Note that this can be different on your computer and you have to change this command based on the Connection to Instance page you got.

Then it is going to ask you whether or not to connect, please type in

yes

and then we are successfully connected to our remote host device if you can see something like,

[ec2-user@ip-172-31-30-231 ~]$

(2) Firewall and Remote Communication

Remember what we have to do to set up communication on the localhost. We used the nc command and we listen a specific port on our localhost. Then we used another terminal as a client and then connected to the server with nc command and the IP address.

But actually, we are actually communicating on the same device in the previous experiment of communication. Now, we would like to do the same thing on two different devices thanks to the help of AWS.

After we launched the instance and use an SSH to connect, we are then going to quit the SSH connection and start to configure a little bit on the firewall in order to make other PCs connect. Let’s go to the instance page of the AWS console, and click on the Security tag.

Here we can find that only port 22 is open for connection. Because we want to send messages by TCP on port 11211, so we have to open this port. We click on the Security groups and then choose edit inbound rules,

Click on Add rule and add a new inbound rule like the following image. After that, we click on the Save rules button to save all the stuff.

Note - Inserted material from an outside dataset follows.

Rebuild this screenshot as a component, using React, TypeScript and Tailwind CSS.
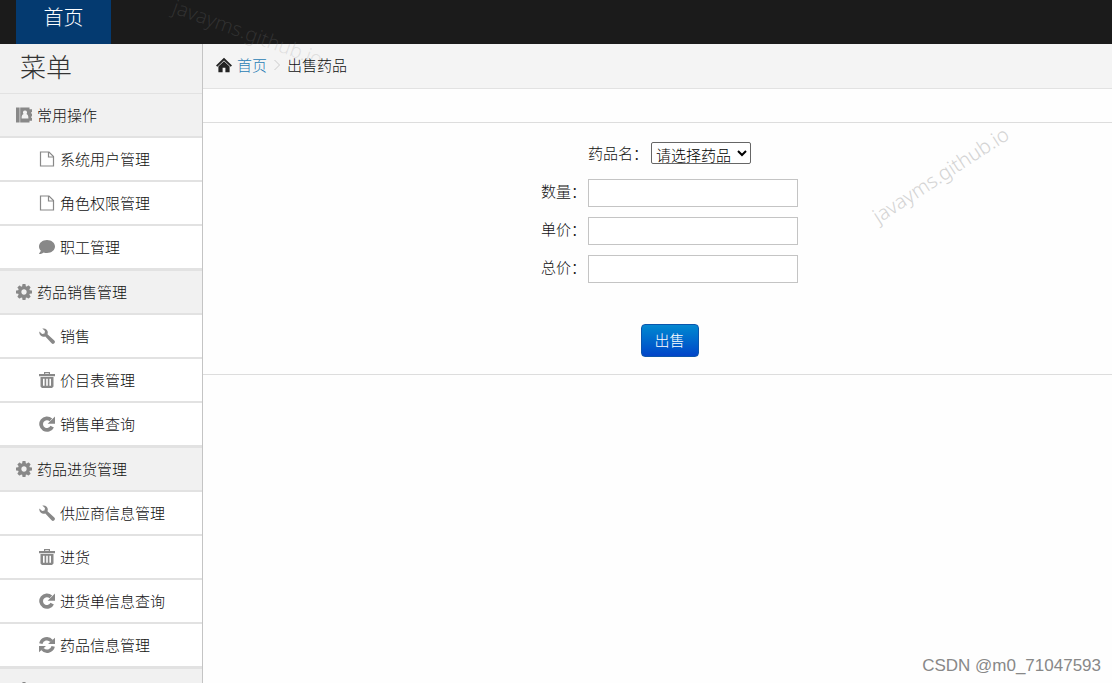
import React, { FC, memo, useState } from 'react';
import { FaComment } from 'react-icons/fa';

type IconProps = { className?: string };

type MenuItem = {
  label: string;
  icon: FC<IconProps>;
};

type MenuGroup = MenuItem & {
  items: MenuItem[];
};

const HomeIcon: FC<IconProps> = ({ className }) => (
  <svg viewBox="0 0 16 16" fill="currentColor" className={className}>
    <path d="M8 0.8 0 8.4l1.3 1.3L8 3.4l6.7 6.3L16 8.4z" />
    <path d="M8 4.2 2.4 9.6v5.6h4.2v-4.4h2.8v4.4h4.2V9.6z" />
  </svg>
);

const BookIcon: FC<IconProps> = ({ className }) => (
  <svg viewBox="0 0 16 16" fill="currentColor" className={className}>
    <path d="M0 .5h3.6v15H0z" />
    <path
      fillRule="evenodd"
      d="M4.2.5h9.3v1.8H16v3h-1v1.2h1v3h-1v1.2h1v3h-2.5v1.8H4.2zM9 3.6a2 2 0 0 0-1.4 3.5c-1.3.5-2 1.7-2 4.3h6.8c0-2.6-.7-3.8-2-4.3A2 2 0 0 0 9 3.6z"
    />
  </svg>
);

const FileIcon: FC<IconProps> = ({ className }) => (
  <svg
    viewBox="0 0 16 16"
    fill="none"
    stroke="currentColor"
    strokeWidth="1.2"
    className={className}
  >
    <path d="M1.500 1h8.500l4.500 4.500v9.500h-13z" />
    <path d="M9.500 1v5h5" />
  </svg>
);

const CogIcon: FC<IconProps> = ({ className }) => (
  <svg
    viewBox="128 128 1536 1536"
    fill="currentColor"
    className={className}
  >
    <path d="M1152 896q0-106-75-181t-181-75-181 75-75 181 75 181 181 75 181-75 75-181zm512-109v222q0 12-8 23t-20 13l-185 28q-19 54-39 91 35 50 107 138 10 12 10 25t-9 23q-27 37-99 108t-94 71q-12 0-26-9l-138-108q-44 23-91 38-16 136-29 186-7 28-36 28h-222q-14 0-24.500-8.500t-11.500-21.500l-28-184q-49-16-90-37l-141 107q-10 9-25 9-14 0-25-11-126-114-165-168-7-10-7-23 0-12 8-23 15-21 51-66.500t54-70.500q-27-50-41-99l-183-27q-13-2-21-12.500t-8-23.500v-222q0-12 8-23t19-13l186-28q14-46 39-92-40-57-107-138-10-12-10-24 0-10 9-23 26-36 98.500-107.500t94.500-71.500q13 0 26 10l138 107q44-23 91-38 16-136 29-186 7-28 36-28h222q14 0 24.500 8.500t11.500 21.500l28 184q49 16 90 37l142-107q9-9 24-9 13 0 25 10 129 119 165 170 7 8 7 22 0 12-8 23-15 21-51 66.500t-54 70.500q26 50 41 98l183 28q13 2 21 12.500t8 23.500z" />
  </svg>
);

const WrenchIcon: FC<IconProps> = ({ className }) => (
  <svg viewBox="0 0 16 16" fill="currentColor" className={className}>
    <path d="M3.300.6a4.300 4.300 0 0 1 5.200 5.600l6.800 6.300a1.900 1.900 0 0 1-2.700 2.700L6.300 8.400A4.300 4.300 0 0 1 .4 3.600l2.700 2.500 2.400-.7.5-2.300z" />
  </svg>
);

const TrashIcon: FC<IconProps> = ({ className }) => (
  <svg viewBox="0 0 16 16" fill="currentColor" className={className}>
    <path
      fillRule="evenodd"
      d="M5 0h6v2h5v2.200H0V2h5zM6.200 1.200V2h3.600v-.8z"
    />
    <path
      fillRule="evenodd"
      d="M1.500 5h13v9.500L13 16H3l-1.500-1.500zM4 6.800v7h1.600v-7zM7.200 6.800v7h1.600v-7zM10.400 6.800v7H12v-7z"
    />
  </svg>
);

const RepeatIcon: FC<IconProps> = ({ className }) => (
  <svg viewBox="0 0 16 16" fill="currentColor" className={className}>
    <path
      d="M13.200 10.600A5.800 5.800 0 1 1 11.900 3.900"
      fill="none"
      stroke="currentColor"
      strokeWidth="3.800"
    />
    <path d="M16 .6v7.200H8.600z" />
  </svg>
);

const RefreshIcon: FC<IconProps> = ({ className }) => (
  <svg viewBox="0 0 16 16" fill="currentColor" className={className}>
    <path
      d="M1.800 6.600A6.200 6.200 0 0 1 12.600 4M14.200 9.400A6.200 6.200 0 0 1 3.400 12"
      fill="none"
      stroke="currentColor"
      strokeWidth="3.400"
    />
    <path d="M16 .8v6.200H9zM0 15.200V9h7z" />
  </svg>
);

const menu: MenuGroup[] = [
  {
    label: '常用操作',
    icon: BookIcon,
    items: [
      { label: '系统用户管理', icon: FileIcon },
      { label: '角色权限管理', icon: FileIcon },
      { label: '职工管理', icon: FaComment },
    ],
  },
  {
    label: '药品销售管理',
    icon: CogIcon,
    items: [
      { label: '销售', icon: WrenchIcon },
      { label: '价目表管理', icon: TrashIcon },
      { label: '销售单查询', icon: RepeatIcon },
    ],
  },
  {
    label: '药品进货管理',
    icon: CogIcon,
    items: [
      { label: '供应商信息管理', icon: WrenchIcon },
      { label: '进货', icon: TrashIcon },
      { label: '进货单信息查询', icon: RepeatIcon },
      { label: '药品信息管理', icon: RefreshIcon },
    ],
  },
  { label: '药品库存管理', icon: CogIcon, items: [] },
];

const Sidebar: FC = memo(() => (
  <nav className="w-[203px] shrink-0 border-r border-[#c4c4c4] bg-white">
    <h2 className="h-[49px] bg-[#f1f1f1] pl-5 text-[26px] leading-11 text-[#333]">
      菜单
    </h2>
    {menu.map((group) => (
      <section key={group.label} className="border-t border-[#e2e2e2]">
        <a
          href="#"
          className="flex h-11 items-center gap-[5px] border-b-2 border-[#e2e2e2] bg-[#f1f1f1] pl-4"
        >
          <group.icon className="size-4 text-[#888]" />
          {group.label}
        </a>
        <ul>
          {group.items.map((item) => (
            <li key={item.label}>
              <a
                href="#"
                className="flex h-11 items-center gap-[5px] border-b-2 border-[#e2e2e2] pl-[39px]"
              >
                <item.icon className="size-4 text-[#888]" />
                {item.label}
              </a>
            </li>
          ))}
        </ul>
      </section>
    ))}
  </nav>
));

const fields = [
  { id: 'count', label: '数量：' },
  { id: 'price', label: '单价：' },
  { id: 'total', label: '总价：' },
];

const SellForm: FC = memo(() => {
  const [values, setValues] = useState<Record<string, string>>({});

  return (
    <form
      className="flex flex-col items-center border-b border-[#ddd] pt-[19px] pb-[17px] pl-6"
      onSubmit={(e) => e.preventDefault()}
    >
      <div className="mb-[14px] flex items-center">
        <label htmlFor="medicine" className="w-[63px]">
          药品名：
        </label>
        <select
          id="medicine"
          className="h-[22px] w-[100px] appearance-auto rounded-[2px] border border-[#666] bg-white text-black"
        >
          <option>请选择药品</option>
        </select>
      </div>
      {fields.map((field) => (
        <div key={field.id} className="mb-[10px] flex">
          <label htmlFor={field.id} className="w-[47px] leading-6">
            {field.label}
          </label>
          <input
            type="text"
            id={field.id}
            value={values[field.id] ?? ''}
            onChange={(e) =>
              setValues({ ...values, [field.id]: e.target.value })
            }
            className="h-7 w-[210px] border border-[#c4c4c4] bg-white px-2 outline-none focus:border-blue-500"
          />
        </div>
      ))}
      <button
        type="submit"
        className="mt-[31px] h-[33px] w-[58px] rounded border border-[#0a56ad] bg-linear-to-b from-[#0888d0] to-[#0444c8] text-white"
      >
        出售
      </button>
    </form>
  );
});

export default function App() {
  return (
    <div className="relative flex h-screen flex-col overflow-hidden bg-white pr-[3px] font-['Noto_Sans_CJK_SC',sans-serif] text-[15px] font-light text-[#111]">
      <header className="flex h-11 shrink-0 bg-[#1b1b1b] pl-4">
        <a
          href="#"
          className="w-[95px] bg-[#043a70] text-center text-[20px] leading-[34px] text-white"
        >
          首页
        </a>
      </header>
      <div className="flex min-h-0 flex-1">
        <Sidebar />
        <main className="flex-1 bg-[#fefefe]">
          <div className="flex h-[45px] items-center border-b border-[#e2e2e2] bg-[#f4f4f4] pb-[2px] pl-[13px]">
            <HomeIcon className="size-4 text-[#222]" />
            <a href="#" className="ml-[5px] text-[#2a7db5]">
              首页
            </a>
            <svg
              viewBox="0 0 8 12"
              fill="none"
              stroke="#ccc"
              className="mx-[6px] h-3 w-2"
            >
              <path d="M1.500 1l5 5-5 5" />
            </svg>
            <span>出售药品</span>
          </div>
          <div className="h-[34px] border-b border-[#ddd]" />
          <SellForm />
        </main>
      </div>
      <span className="pointer-events-none absolute top-[18px] left-[169px] rotate-20 font-['Noto_Sans'] text-[20px] text-[#888]/20">
        javayms.github.io
      </span>
      <span className="pointer-events-none absolute top-[160px] right-[95px] -rotate-33 font-['Noto_Sans'] text-[20px] text-[#d4d4d4]">
        javayms.github.io
      </span>
      <span className="pointer-events-none absolute right-[14px] bottom-[5px] font-['Liberation_Sans'] text-[17px] text-[#888]">
        CSDN @m0_71047593
      </span>
    </div>
  );
}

Then we redo the ssh connection part and connect to our remote host. In this host, we should install netcat by yum,

[ec2-user@ip-172-31-30-231 ~]$ sudo yum install -y nc

then we make this host listen to the port 11211,

[ec2-user@ip-172-31-30-231 ~]$ nc -l 11211

In our localhost, we can connect our AWS server by its public IP address, which can be found on the page of instance or the page of connection. Then we write in the local terminal,

$ nc <public ip> 11211

Congratulations! Now we can communicate with the remote host. Always keep it in mind that you must terminate the AWS serves after you use it or it will cost you a lot.